[Start of SOURCE MATERIAL]

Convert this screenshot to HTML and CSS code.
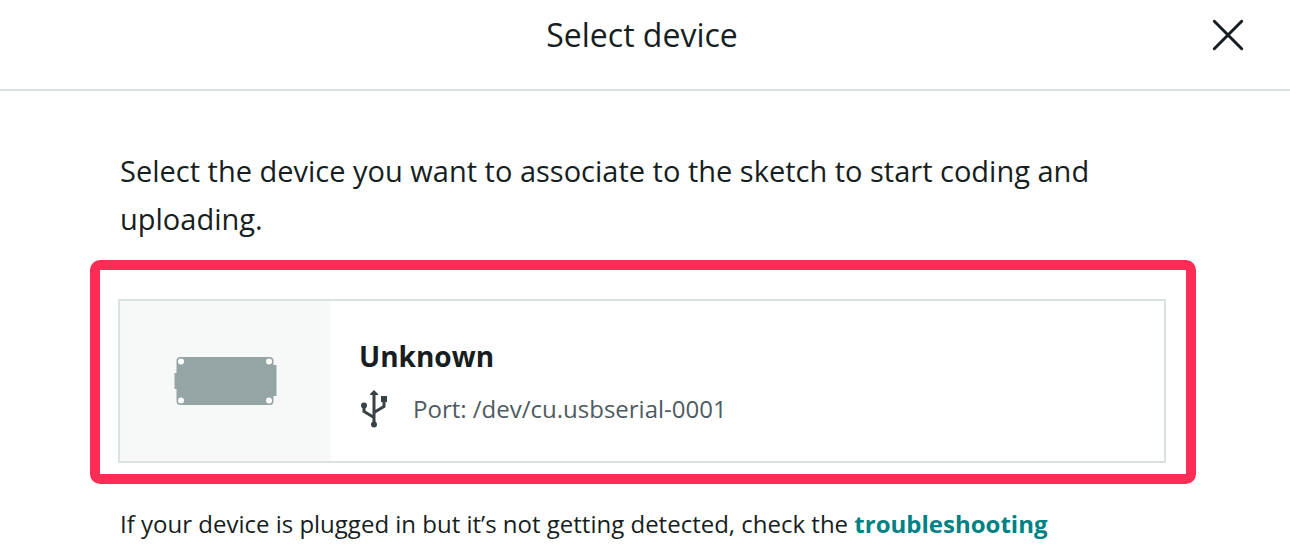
FILE: index.html
```html
<!DOCTYPE html>
<html lang="en">
<head>
  <meta charset="UTF-8">
  <meta name="viewport" content="width=device-width, initial-scale=1.0">
  <title>Select device</title>
  <link rel="stylesheet" href="styles.css">
</head>
<body>

  <header class="dialog-header">
    <h1>Select device</h1>
    <button class="close" type="button" aria-label="Close">
      <svg width="32" height="32" viewBox="0 0 32 32">
        <path d="M2.3 2.3 L29.7 29.7 M29.7 2.3 L2.3 29.7" />
      </svg>
    </button>
  </header>

  <main class="dialog-body">
    <p class="intro">Select the device you want to associate to the sketch to start coding and uploading.</p>

    <!-- Highlighted device list -->
    <div class="highlight">
      <button class="device" type="button">
        <span class="device-image">
          <svg width="104" height="50" viewBox="0 0 104 50">
            <path class="connector" d="M0.500 17h3v16h-3z M99 9h3.500v31h-3.500z" />
            <rect class="board" x="2.500" y="1" width="97" height="48" rx="4" />
            <circle cx="7" cy="5.500" r="3" />
            <circle cx="95" cy="5.500" r="3" />
            <circle cx="7" cy="44.500" r="3" />
            <circle cx="95" cy="44.500" r="3" />
          </svg>
        </span>
        <span class="device-info">
          <strong class="device-name">Unknown</strong>
          <span class="device-port">
            <svg width="28" height="40" viewBox="0 0 28 40">
              <path class="wire" d="M15 5v30 M5 18v4.500l10 6 M25 11v6.500l-10 6" />
              <path d="M15 1l4 4v1h-8v-1z M22 7h6v6h-6z" />
              <circle cx="5" cy="16.500" r="3" />
              <circle cx="15" cy="35.500" r="3" />
            </svg>
            <span>Port: /dev/cu.usbserial-0001</span>
          </span>
        </span>
      </button>
    </div>

    <p class="help">If your device is plugged in but it’s not getting detected, check the <a href="#">troubleshooting</a></p>
  </main>

</body>
</html>
```

FILE: styles.css
```css
body {
  margin: 0;
  font-family: "Open Sans", sans-serif;
  background: #fff;
  color: #171e21;
}

.dialog-header {
  display: grid;
  grid-template-columns: 1fr auto 1fr;
  align-items: center;
  padding: 11px 46px 30px 40px;
  border-bottom: 2px solid #dae3e3;
}

.dialog-header h1 {
  grid-column: 2;
  margin: 0;
  font-size: 32px;
  font-weight: 400;
  line-height: 48px;
}

.close {
  justify-self: end;
  display: flex;
  padding: 0;
  border: none;
  background: none;
  cursor: pointer;
}

.close path {
  fill: none;
  stroke: #171e21;
  stroke-width: 3;
  stroke-linecap: round;
}

.dialog-body {
  padding: 56px 94px 0 90px;
}

.intro {
  margin: 0 30px 17px;
  font-size: 29px;
  line-height: 48px;
}

.highlight {
  padding: 29px 20px 11px 18px;
  border: 10px solid #ff2d55;
  border-radius: 10px;
}

.device {
  display: flex;
  width: 100%;
  padding: 0;
  border: 2px solid #dae3e3;
  background: #fff;
  color: inherit;
  font-family: inherit;
  text-align: left;
  cursor: pointer;
}

.device-image {
  display: flex;
  align-items: center;
  justify-content: center;
  width: 211px;
  background: #f7f9f9;
}

.device-image .board,
.device-image .connector {
  fill: #95a5a6;
}

.device-image circle {
  fill: #fff;
}

.device-info {
  padding: 35px 28px 31px;
}

.device-name {
  display: block;
  font-size: 28px;
  line-height: 40px;
}

.device-port {
  display: flex;
  align-items: center;
  gap: 26px;
  margin-top: 12px;
  color: #4e5b61;
  font-size: 24px;
  line-height: 42px;
}

.device-port svg {
  fill: #374146;
}

.device-port .wire {
  fill: none;
  stroke: #374146;
  stroke-width: 3;
}

.help {
  margin: 20px 30px 0;
  font-size: 24px;
  line-height: 40px;
}

.help a {
  color: #008184;
  font-weight: 700;
  text-decoration: none;
}
```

[End of SOURCE MATERIAL]

GOAL ::
Return the material exactly as given, apart from the pictures.

COMPLETE OUTPUT ::
Convert this screenshot to HTML and CSS code.
FILE: index.html
```html
<!DOCTYPE html>
<html lang="en">
<head>
  <meta charset="UTF-8">
  <meta name="viewport" content="width=device-width, initial-scale=1.0">
  <title>Select device</title>
  <link rel="stylesheet" href="styles.css">
</head>
<body>

  <header class="dialog-header">
    <h1>Select device</h1>
    <button class="close" type="button" aria-label="Close">
      <svg width="32" height="32" viewBox="0 0 32 32">
        <path d="M2.3 2.3 L29.7 29.7 M29.7 2.3 L2.3 29.7" />
      </svg>
    </button>
  </header>

  <main class="dialog-body">
    <p class="intro">Select the device you want to associate to the sketch to start coding and uploading.</p>

    <!-- Highlighted device list -->
    <div class="highlight">
      <button class="device" type="button">
        <span class="device-image">
          <svg width="104" height="50" viewBox="0 0 104 50">
            <path class="connector" d="M0.500 17h3v16h-3z M99 9h3.500v31h-3.500z" />
            <rect class="board" x="2.500" y="1" width="97" height="48" rx="4" />
            <circle cx="7" cy="5.500" r="3" />
            <circle cx="95" cy="5.500" r="3" />
            <circle cx="7" cy="44.500" r="3" />
            <circle cx="95" cy="44.500" r="3" />
          </svg>
        </span>
        <span class="device-info">
          <strong class="device-name">Unknown</strong>
          <span class="device-port">
            <svg width="28" height="40" viewBox="0 0 28 40">
              <path class="wire" d="M15 5v30 M5 18v4.500l10 6 M25 11v6.500l-10 6" />
              <path d="M15 1l4 4v1h-8v-1z M22 7h6v6h-6z" />
              <circle cx="5" cy="16.500" r="3" />
              <circle cx="15" cy="35.500" r="3" />
            </svg>
            <span>Port: /dev/cu.usbserial-0001</span>
          </span>
        </span>
      </button>
    </div>

    <p class="help">If your device is plugged in but it’s not getting detected, check the <a href="#">troubleshooting</a></p>
  </main>

</body>
</html>
```

FILE: styles.css
```css
body {
  margin: 0;
  font-family: "Open Sans", sans-serif;
  background: #fff;
  color: #171e21;
}

.dialog-header {
  display: grid;
  grid-template-columns: 1fr auto 1fr;
  align-items: center;
  padding: 11px 46px 30px 40px;
  border-bottom: 2px solid #dae3e3;
}

.dialog-header h1 {
  grid-column: 2;
  margin: 0;
  font-size: 32px;
  font-weight: 400;
  line-height: 48px;
}

.close {
  justify-self: end;
  display: flex;
  padding: 0;
  border: none;
  background: none;
  cursor: pointer;
}

.close path {
  fill: none;
  stroke: #171e21;
  stroke-width: 3;
  stroke-linecap: round;
}

.dialog-body {
  padding: 56px 94px 0 90px;
}

.intro {
  margin: 0 30px 17px;
  font-size: 29px;
  line-height: 48px;
}

.highlight {
  padding: 29px 20px 11px 18px;
  border: 10px solid #ff2d55;
  border-radius: 10px;
}

.device {
  display: flex;
  width: 100%;
  padding: 0;
  border: 2px solid #dae3e3;
  background: #fff;
  color: inherit;
  font-family: inherit;
  text-align: left;
  cursor: pointer;
}

.device-image {
  display: flex;
  align-items: center;
  justify-content: center;
  width: 211px;
  background: #f7f9f9;
}

.device-image .board,
.device-image .connector {
  fill: #95a5a6;
}

.device-image circle {
  fill: #fff;
}

.device-info {
  padding: 35px 28px 31px;
}

.device-name {
  display: block;
  font-size: 28px;
  line-height: 40px;
}

.device-port {
  display: flex;
  align-items: center;
  gap: 26px;
  margin-top: 12px;
  color: #4e5b61;
  font-size: 24px;
  line-height: 42px;
}

.device-port svg {
  fill: #374146;
}

.device-port .wire {
  fill: none;
  stroke: #374146;
  stroke-width: 3;
}

.help {
  margin: 20px 30px 0;
  font-size: 24px;
  line-height: 40px;
}

.help a {
  color: #008184;
  font-weight: 700;
  text-decoration: none;
}
```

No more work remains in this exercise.